Hardly breath-taking, but a comfort nonetheless, is the collection of winter-sown seeds. I’ve been checking them daily this month, and just today discovered a few lettuce seeds have sprouted. These were planted in early January, and watered by snow and ice. If you haven’t tried your hand at winter-sowing yet, by all means give it a try.
The rest of my winter-sown seeds are biding their time in miniature greenhouses made from recycled milk- and water-jugs. Based on past history, these seeds will explode in April.
Well, they won’t actually explode.
They will germinate.
On the southern hill in the Serpentine Garden, my Chinese Witch Hazel, above, has opened its fragrant, red, spidery blooms. I can’t tell you what a pleasure it is to climb the steps of this garden while inhaling the intoxicating perfume. If you don’t have this Hamamelis in your garden, by all means obtain it. A more dependable winter-blooming shrub doesn’t exist.
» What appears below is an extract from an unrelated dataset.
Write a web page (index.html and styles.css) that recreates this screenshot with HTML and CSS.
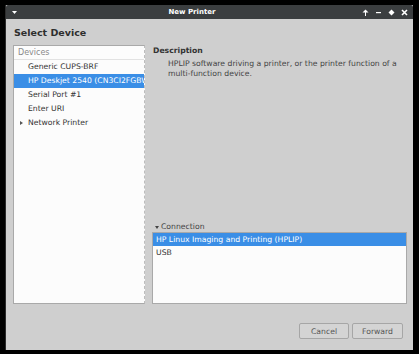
FILE: index.html
```html
<!DOCTYPE html>
<html lang="en">
<head>
<meta charset="UTF-8" />
<title>New Printer</title>
<link rel="stylesheet" href="styles.css">
</head>
<body>
<div class="window">
  <div class="titlebar">
    <span class="menu-btn">
      <svg width="5" height="3" viewBox="0 0 5 3"><path d="M0 0h5L2.5 3z" fill="#fff"/></svg>
    </span>
    <span class="title">New Printer</span>
    <span class="win-btns">
      <svg width="7" height="7" viewBox="0 0 7 7"><path d="M0.5 3.5L3.5 0.5L6.5 3.5z" fill="#fff"/><rect x="3" y="3" width="1" height="4" fill="#fff"/></svg>
      <svg width="7" height="7" viewBox="0 0 7 7"><rect x="1" y="3" width="5" height="1.2" fill="#fff"/></svg>
      <svg width="7" height="7" viewBox="0 0 7 7"><path d="M3.5 0.5L6.5 3.5L3.5 6.5L0.5 3.5z" fill="#fff"/></svg>
      <svg width="7" height="7" viewBox="0 0 7 7"><path d="M1 1L6 6M6 1L1 6" stroke="#fff" stroke-width="1.6"/></svg>
    </span>
  </div>

  <div class="content">
    <h1 class="heading">Select Device</h1>

    <div class="main">
      <div class="devices">
        <div class="devices-head">Devices</div>
        <div class="row">Generic CUPS-BRF</div>
        <div class="row selected">HP Deskjet 2540 (CN3CI2FGBW)</div>
        <div class="row">Serial Port #1</div>
        <div class="row">Enter URI</div>
        <div class="row"><span class="arrow-right"></span>Network Printer</div>
      </div>

      <div class="details">
        <div class="desc-title">Description</div>
        <p class="desc">HPLIP software driving a printer, or the printer function of a multi-function device.</p>
        <div class="spacer"></div>
        <div class="conn-label"><span class="arrow-down"></span>Connection</div>
        <div class="conn-list">
          <div class="row selected">HP Linux Imaging and Printing (HPLIP)</div>
          <div class="row">USB</div>
        </div>
      </div>
    </div>

    <div class="buttons">
      <button class="btn cancel">Cancel</button>
      <button class="btn forward">Forward</button>
    </div>
  </div>
</div>
</body>
</html>
```

FILE: styles.css
```css
* {
  box-sizing: border-box;
}
body {
  margin: 0;
  background: #000;
  font-family: "DejaVu Sans", sans-serif;
  font-size: 7.7px;
  color: #333;
}
.window {
  margin: 5px 0 0 5px;
  width: 408px;
  height: 345px;
  background: #cfcfcf;
  border-left: 1px solid #2c2c2c;
  display: flex;
  flex-direction: column;
}
.titlebar {
  height: 14px;
  background: #3b3e40;
  color: #fff;
  font-size: 7px;
  font-weight: 700;
  display: flex;
  align-items: center;
  padding: 0 5px 0 6px;
  border-radius: 2px 2px 0 0;
}
.menu-btn {
  display: flex;
  width: 10px;
}
.title {
  flex: 1;
  text-align: center;
}
.win-btns {
  display: flex;
  gap: 6px;
  align-items: center;
}
.win-btns svg {
  display: block;
}
.content {
  flex: 1;
  padding: 0 6px 0 7px;
  display: flex;
  flex-direction: column;
}
.heading {
  margin: 8px 0 6px 1px;
  font-size: 9.5px;
  line-height: 12px;
  font-weight: 700;
  color: #2e2e2e;
}
.main {
  height: 259px;
  display: flex;
  gap: 7px;
}
.devices {
  width: 132px;
  background: #fcfcfc;
  border: 1px solid #a9a9a9;
  border-right: 1px dashed #bdbdbd;
  overflow: hidden;
}
.devices-head {
  height: 14px;
  line-height: 13px;
  padding-left: 4px;
  color: #8a8a8a;
  border-bottom: 1px solid #e2e2e2;
  font-size: 8px;
}
.row {
  height: 14px;
  line-height: 14px;
  padding-left: 14px;
  white-space: nowrap;
  color: #333;
  position: relative;
}
.row.selected {
  background: #3a8ee6;
  color: #fff;
}
.arrow-right {
  position: absolute;
  left: 6px;
  top: 5px;
  border-left: 3px solid #555;
  border-top: 2.5px solid transparent;
  border-bottom: 2.5px solid transparent;
}
.details {
  flex: 1;
  display: flex;
  flex-direction: column;
}
.desc-title {
  height: 12px;
  line-height: 12px;
  font-weight: 700;
  padding-left: 1px;
  color: #333;
}
.desc {
  margin: 2px 0 0;
  padding-left: 16px;
  line-height: 10px;
  color: #444;
}
.spacer {
  flex: 1;
}
.conn-label {
  height: 10px;
  line-height: 10px;
  padding-left: 3px;
  color: #444;
  display: flex;
  align-items: center;
  gap: 2px;
}
.arrow-down {
  border-top: 3px solid #444;
  border-left: 2.5px solid transparent;
  border-right: 2.5px solid transparent;
}
.conn-list {
  height: 72px;
  background: #fcfcfc;
  border: 1px solid #a9a9a9;
}
.conn-list .row {
  padding-left: 3px;
  height: 13px;
  line-height: 13px;
}
.conn-list .row + .row {
  height: 14px;
  line-height: 14px;
}
.buttons {
  display: flex;
  justify-content: flex-end;
  gap: 3px;
  padding: 19px 4px 0 0;
}
.btn {
  height: 16px;
  padding: 0;
  font-family: inherit;
  font-size: 7.7px;
  color: #555;
  background: #d4d4d4;
  border: 1px solid #a6a6a6;
  border-radius: 2px;
}
.cancel {
  width: 50px;
}
.forward {
  width: 51px;
}
```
In the Kitchen Garden, the autumn-planted garlic has resumed growth. Did you plant garlic last fall? It’s very easy to grow.
Meanwhile, in the Woodland Garden, the fish are swimming once again, after their semi-comatose winter-period. Unfortunately they fled to the depths of the pond the moment they saw my camera. Obviously they hate the paparazzi as much as Kristin Stewart does.
Rhododendrons in the Woodland Garden are sporting their gorgeous flower buds. They will bloom in mid-April.
And that’s about it for my garden thus far. What’s emerging in your neck of the woods? Or are you still buried under a blanket of snow?